Airbus, ST Aero Launch New A320 P2F Program
Deal marks Airbus’s second attempt at an Airbus narrowbody freighter program.
ST Aerospace president Serh Ghee Lim (Photo: Gregory Polek)

Airbus and ST Aerospace have agreed to collaborate on a new passenger-to-freighter (P2F) conversion program for A320 and A321 narrowbodies. Under the terms of the deal, Singapore-based ST Aerospace (Chalet 50) will increase its 35-percent stake in Elbe Flugzeugwerke GmbH (EFW) to 55 percent, making Airbus the minority shareholder in the aerostructures and P2F joint venture.

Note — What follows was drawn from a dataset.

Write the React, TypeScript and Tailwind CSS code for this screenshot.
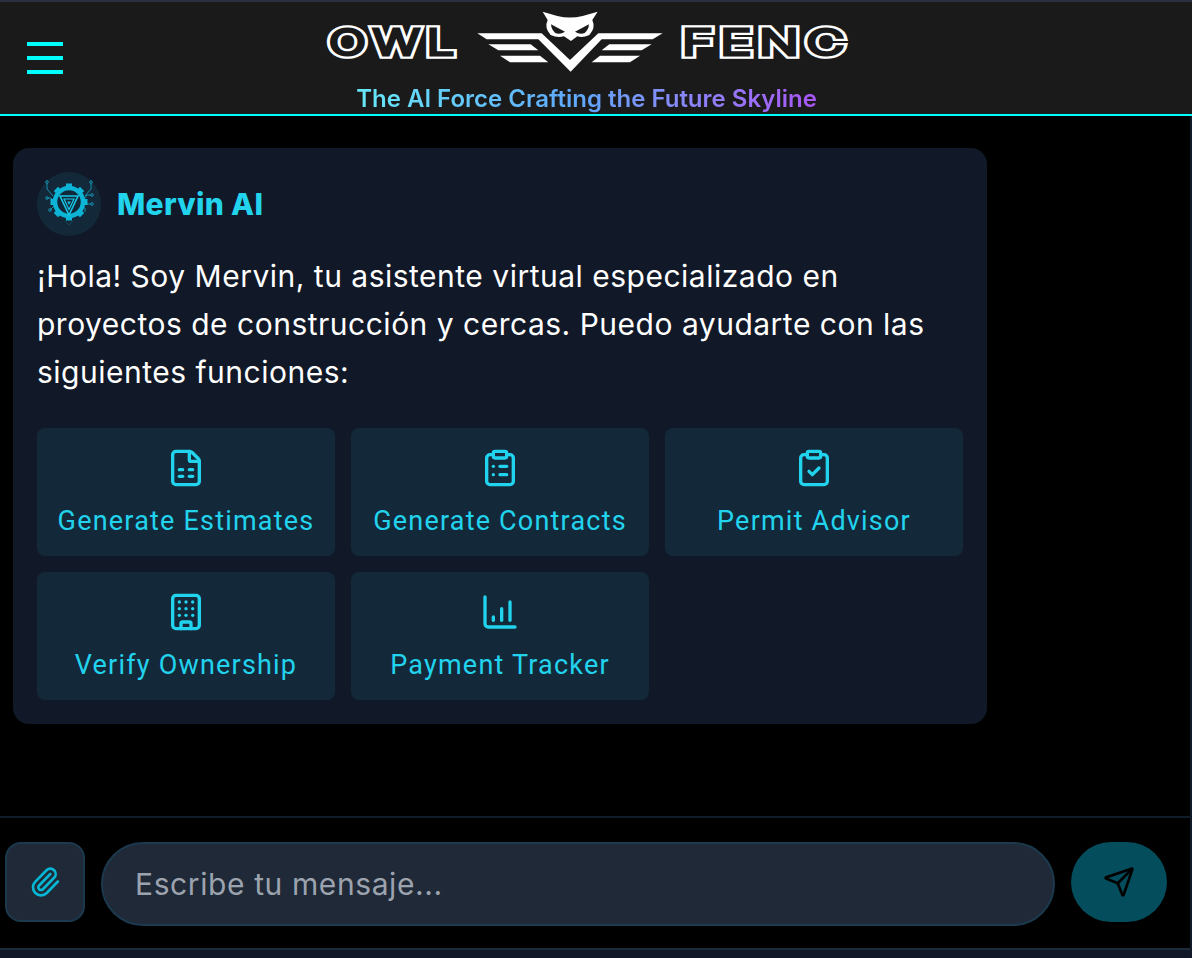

The deal marks Airbus’s second attempt at an Airbus narrowbody freighter program. An earlier effort to collaborate with Russia’s United Aircraft Corp and Irkut in 2008 collapsed after Airbus deemed it ill-timed and too expensive.


“Sadly, no one was going to buy it for what it would have cost for us to make it,” Airbus COO Tom Williams said at a Paris press conference yesterday. “We had a rather overdesigned solution. That was also combined with the fact that at the time, over five years ago, the residual values of the [A]320 were running against us in terms of finding enough feedstock.”


For this effort, Airbus has decided to take a somewhat less ambitious and pragmatic approach, added Williams, centered on only “critical” aspects of performance. Specifications call for the A320P2F, with eleven main-deck container positions, to carry 21 metric tons of payload over 2,100 nm, while the A321P2F, with 14 main-deck positions, will haul up to 27 metric tons over 1,900 nm. The partners plan to deliver the first airplane in 2018. The deal calls for ST Aero to assume the lead role as it does now on the Airbus A330P2F.


“I think the big difference with ST is that they bring a dimension of saying, ‘what’s the fly-away price of the aircraft going to be? And therefore which are the critical aspects of the specification that we have to deliver?’” explained Williams. “We wouldn’t sell every aircraft in every market, but I think it’s a pragmatic approach to the development of a P2F aircraft with very much a view of what’s the value interest of the customer.”


Appearing with Williams were Airbus CFO Harald Wilhelm and EFW chief executive Andreas Sperl, and ST Aerospace president Serh Ghee Lim. He called the A321P2F a perfect replacement for the conversion of aging Boeing 757s. Sperl forecast demand for more than 600 P2F conversions in the 10- to 30-metric-ton capacity range.


“The rule of thumb says the right age for aircraft conversions is between 15 and 20 years of age,” explained Sperl. “I can tell you, in 2018, which is the year we want to enter this market, we will have more than 550 A320s and almost 200 A321s within that conversion window. So, I can tell you we feel the market is ready for this program.”


Lim added that ST Aerospace expects to perform the conversions, “depending on customer preference,” in any of its four conversion centers in Singapore, Dresden, the U.S. and China. The first prototype will take some nine months to complete, he added, and production examples will take roughly three months.